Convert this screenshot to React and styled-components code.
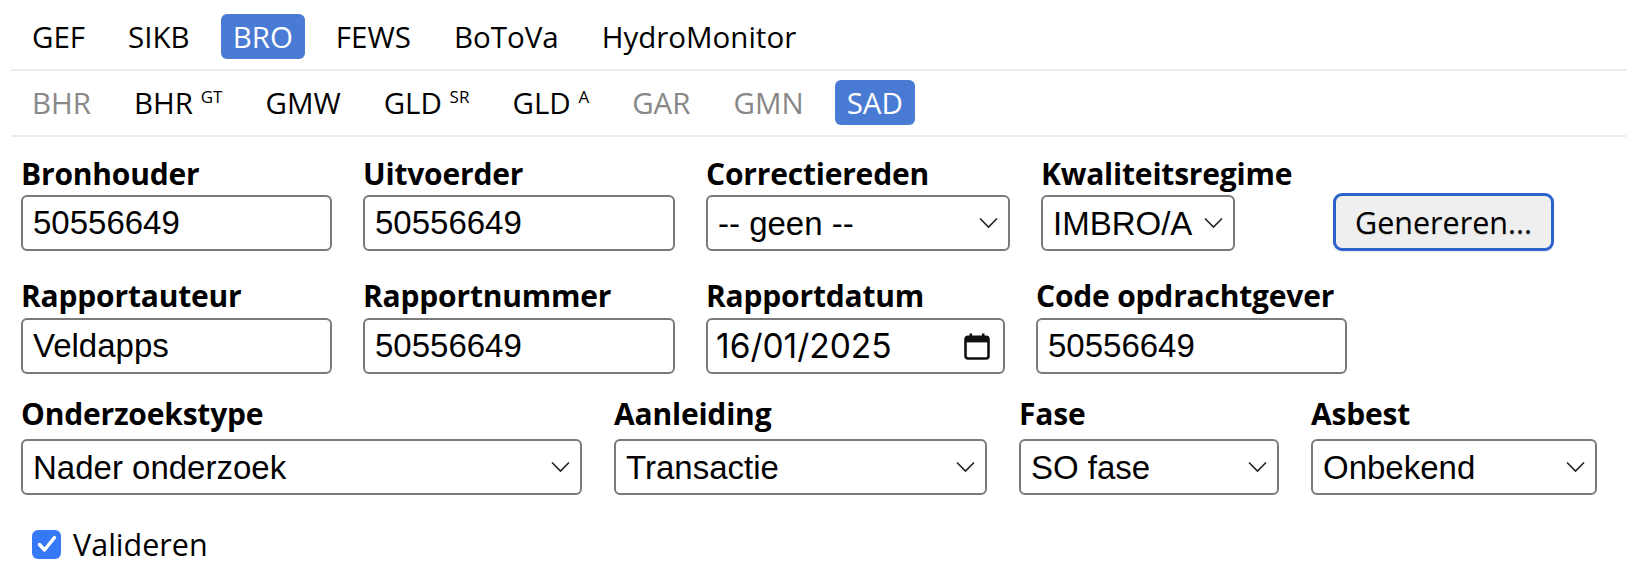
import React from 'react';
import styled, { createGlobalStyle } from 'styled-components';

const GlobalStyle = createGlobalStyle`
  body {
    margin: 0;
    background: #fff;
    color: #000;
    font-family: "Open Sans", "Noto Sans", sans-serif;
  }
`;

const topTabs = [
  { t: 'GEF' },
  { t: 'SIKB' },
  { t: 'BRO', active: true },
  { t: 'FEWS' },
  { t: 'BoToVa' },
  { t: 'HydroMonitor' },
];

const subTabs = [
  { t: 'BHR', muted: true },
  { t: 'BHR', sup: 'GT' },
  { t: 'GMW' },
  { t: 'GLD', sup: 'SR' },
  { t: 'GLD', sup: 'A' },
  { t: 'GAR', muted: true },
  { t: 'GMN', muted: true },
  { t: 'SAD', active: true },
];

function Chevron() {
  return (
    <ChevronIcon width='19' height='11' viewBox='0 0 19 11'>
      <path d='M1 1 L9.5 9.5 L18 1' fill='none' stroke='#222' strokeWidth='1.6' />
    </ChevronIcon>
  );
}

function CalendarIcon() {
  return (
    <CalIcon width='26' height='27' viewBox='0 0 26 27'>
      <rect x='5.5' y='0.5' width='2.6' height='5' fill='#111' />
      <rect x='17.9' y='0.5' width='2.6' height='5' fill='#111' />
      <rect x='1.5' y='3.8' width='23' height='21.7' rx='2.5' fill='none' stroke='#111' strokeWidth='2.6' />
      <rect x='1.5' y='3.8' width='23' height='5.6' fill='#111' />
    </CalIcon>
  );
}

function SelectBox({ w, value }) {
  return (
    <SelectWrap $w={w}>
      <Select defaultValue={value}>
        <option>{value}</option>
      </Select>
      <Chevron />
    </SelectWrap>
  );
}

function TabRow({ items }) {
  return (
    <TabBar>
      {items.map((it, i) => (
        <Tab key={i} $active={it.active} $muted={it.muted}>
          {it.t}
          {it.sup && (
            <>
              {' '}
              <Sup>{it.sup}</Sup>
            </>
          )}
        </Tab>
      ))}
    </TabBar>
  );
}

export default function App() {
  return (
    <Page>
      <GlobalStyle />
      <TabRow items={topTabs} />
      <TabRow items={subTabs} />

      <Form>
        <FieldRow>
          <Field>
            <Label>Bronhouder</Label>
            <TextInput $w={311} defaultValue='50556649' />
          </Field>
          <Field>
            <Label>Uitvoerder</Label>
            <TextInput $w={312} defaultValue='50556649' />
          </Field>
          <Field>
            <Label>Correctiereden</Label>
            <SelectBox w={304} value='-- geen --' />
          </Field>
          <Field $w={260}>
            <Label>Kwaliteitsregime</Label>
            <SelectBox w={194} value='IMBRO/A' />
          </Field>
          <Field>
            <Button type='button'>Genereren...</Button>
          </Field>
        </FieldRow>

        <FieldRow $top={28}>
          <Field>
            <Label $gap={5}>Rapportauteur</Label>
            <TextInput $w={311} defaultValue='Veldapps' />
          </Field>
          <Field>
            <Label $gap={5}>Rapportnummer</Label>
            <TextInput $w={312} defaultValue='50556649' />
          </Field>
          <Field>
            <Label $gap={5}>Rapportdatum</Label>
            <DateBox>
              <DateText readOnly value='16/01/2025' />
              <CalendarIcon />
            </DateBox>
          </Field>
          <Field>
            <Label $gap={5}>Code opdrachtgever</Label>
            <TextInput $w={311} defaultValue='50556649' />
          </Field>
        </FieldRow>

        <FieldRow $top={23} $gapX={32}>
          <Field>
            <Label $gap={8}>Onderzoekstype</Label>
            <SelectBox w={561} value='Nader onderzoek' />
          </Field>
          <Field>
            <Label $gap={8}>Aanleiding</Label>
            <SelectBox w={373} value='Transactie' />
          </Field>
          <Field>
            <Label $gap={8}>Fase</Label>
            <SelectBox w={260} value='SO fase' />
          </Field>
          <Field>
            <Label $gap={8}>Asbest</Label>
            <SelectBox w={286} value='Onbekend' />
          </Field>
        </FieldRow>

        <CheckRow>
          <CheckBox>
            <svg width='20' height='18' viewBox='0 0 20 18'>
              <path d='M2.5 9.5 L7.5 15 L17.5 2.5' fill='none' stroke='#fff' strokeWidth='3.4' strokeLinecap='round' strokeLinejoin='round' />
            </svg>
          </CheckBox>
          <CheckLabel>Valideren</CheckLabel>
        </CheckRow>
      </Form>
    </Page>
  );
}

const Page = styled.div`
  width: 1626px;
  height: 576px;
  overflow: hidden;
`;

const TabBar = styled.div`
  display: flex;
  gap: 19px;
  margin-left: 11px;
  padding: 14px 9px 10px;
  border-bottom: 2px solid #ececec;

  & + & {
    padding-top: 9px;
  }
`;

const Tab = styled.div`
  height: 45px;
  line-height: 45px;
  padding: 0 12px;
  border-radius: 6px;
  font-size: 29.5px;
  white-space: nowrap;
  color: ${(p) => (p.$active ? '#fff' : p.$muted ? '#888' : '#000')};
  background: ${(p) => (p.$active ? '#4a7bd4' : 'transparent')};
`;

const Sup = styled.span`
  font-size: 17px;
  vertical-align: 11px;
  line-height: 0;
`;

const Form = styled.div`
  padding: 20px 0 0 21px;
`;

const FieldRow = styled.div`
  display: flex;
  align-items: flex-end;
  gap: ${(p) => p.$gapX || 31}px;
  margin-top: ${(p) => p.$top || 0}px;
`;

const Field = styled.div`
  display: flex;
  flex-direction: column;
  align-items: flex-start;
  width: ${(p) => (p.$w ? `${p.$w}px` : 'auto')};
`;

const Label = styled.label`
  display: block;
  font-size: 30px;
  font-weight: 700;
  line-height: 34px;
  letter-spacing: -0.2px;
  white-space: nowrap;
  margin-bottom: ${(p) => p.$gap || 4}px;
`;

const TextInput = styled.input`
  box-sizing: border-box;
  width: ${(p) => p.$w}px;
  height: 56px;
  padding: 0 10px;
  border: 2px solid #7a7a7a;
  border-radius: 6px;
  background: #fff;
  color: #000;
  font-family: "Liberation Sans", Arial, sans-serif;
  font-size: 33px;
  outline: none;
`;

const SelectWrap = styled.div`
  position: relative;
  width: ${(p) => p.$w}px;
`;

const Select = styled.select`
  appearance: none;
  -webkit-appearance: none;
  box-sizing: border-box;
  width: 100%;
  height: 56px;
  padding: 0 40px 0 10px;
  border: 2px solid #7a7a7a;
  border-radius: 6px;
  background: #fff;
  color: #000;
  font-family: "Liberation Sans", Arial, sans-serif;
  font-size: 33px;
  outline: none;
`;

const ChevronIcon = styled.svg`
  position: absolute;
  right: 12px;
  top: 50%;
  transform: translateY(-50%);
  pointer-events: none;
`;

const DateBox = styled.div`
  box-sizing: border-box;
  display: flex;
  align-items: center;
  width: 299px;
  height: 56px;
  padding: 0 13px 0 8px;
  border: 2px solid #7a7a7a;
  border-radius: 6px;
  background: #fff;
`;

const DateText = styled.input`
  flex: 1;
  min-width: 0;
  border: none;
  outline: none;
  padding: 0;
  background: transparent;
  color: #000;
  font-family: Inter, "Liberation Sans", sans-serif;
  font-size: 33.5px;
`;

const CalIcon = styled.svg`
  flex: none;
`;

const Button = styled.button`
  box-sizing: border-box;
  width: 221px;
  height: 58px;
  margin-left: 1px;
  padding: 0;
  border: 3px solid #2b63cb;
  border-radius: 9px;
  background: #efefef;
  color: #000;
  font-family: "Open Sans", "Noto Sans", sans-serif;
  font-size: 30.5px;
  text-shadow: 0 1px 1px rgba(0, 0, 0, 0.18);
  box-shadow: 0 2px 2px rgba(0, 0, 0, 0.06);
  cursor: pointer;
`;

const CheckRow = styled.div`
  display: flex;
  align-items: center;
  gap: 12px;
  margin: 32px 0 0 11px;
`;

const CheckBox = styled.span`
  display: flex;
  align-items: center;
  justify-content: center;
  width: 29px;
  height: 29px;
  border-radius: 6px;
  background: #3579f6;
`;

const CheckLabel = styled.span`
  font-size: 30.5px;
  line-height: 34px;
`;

━━━━━━━━━━━━━━━━━━━━

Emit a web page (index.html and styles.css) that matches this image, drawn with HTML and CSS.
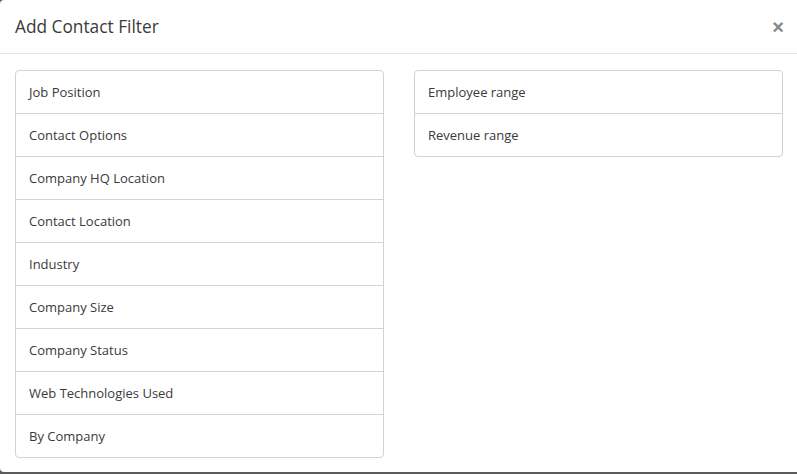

━━━━━━━━━━━━━━━━━━━━

Copy out each line of the data where the string "this" appears.

:: SOLUTION TO THE PROBLEM ::
Convert this screenshot to React and styled-components code.
Emit a web page (index.html and styles.css) that matches this image, drawn with HTML and CSS.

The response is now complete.